# Understanding an upper bound in the analysis of Karger's algorithm

I'm reading the wiki page of Karger's algorithm for a self-study of CLRS to get some and I'm confused by one of the bounds they have.

Here, under the section about finding all min cuts, they have this line $$(1-P(n))^{O(\log^{2} n)} \le (1-\frac{c}{\ln n})^{\frac{3}{c} \ln^{2} n}$$. I get that they are using the definition of big O to insert these constants, but what feels fishy to me is the choice for the constant in the exponent of $\log^{2} n$ of $\frac{3}{c}$. Why can't I just choose the coefficient to just be, $\frac{2}{c}$ and get a tighter bound? How do they know here that $\frac{3}{c}$ is the smallest coefficient that may be chosen?

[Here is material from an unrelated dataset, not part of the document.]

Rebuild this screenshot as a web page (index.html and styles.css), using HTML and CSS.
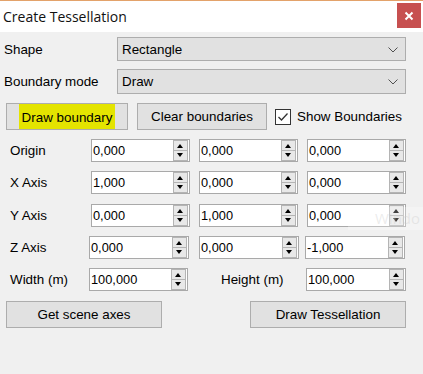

I understand the rest of the argument, for the record (They're using $e^{x} \ge 1+x$)

• Hint: do away with the abuse of notation first, i.e. replace $O(\_)$ with a function $g \in O(\_)$ (symbolically). (I wonder if they actually need $\Omega$, but that may depend on $P$.) – Raphael Apr 15 '15 at 9:17

$$(1-P(n))^{O(\log^{2} n)} \le (1-\frac{c}{\ln n})^{\frac{3}{c} \ln^{2} n}$$
First, to get a tighter bound, you should choose $\frac{4}{c}$ or larger, instead of $\frac{2}{c}$ or smaller.
In particular, the probability for $\frac{2}{c}$ is $$\textrm{Pr}[\textrm{miss any min-cut}] \le O(1).$$ This does not make sense for a probability value.
The point here is that at the end the argument will use a union bound over all the $O(n^2)$ min cuts. So the failure probability for a single minimum cut needs to be $o(n^{-2})$ for this to give any useful information.
An alternative would be to try and replace the union bound with a more precise argument, but since a cycle has $\Omega(n^2)$ min cuts, this won't work in general.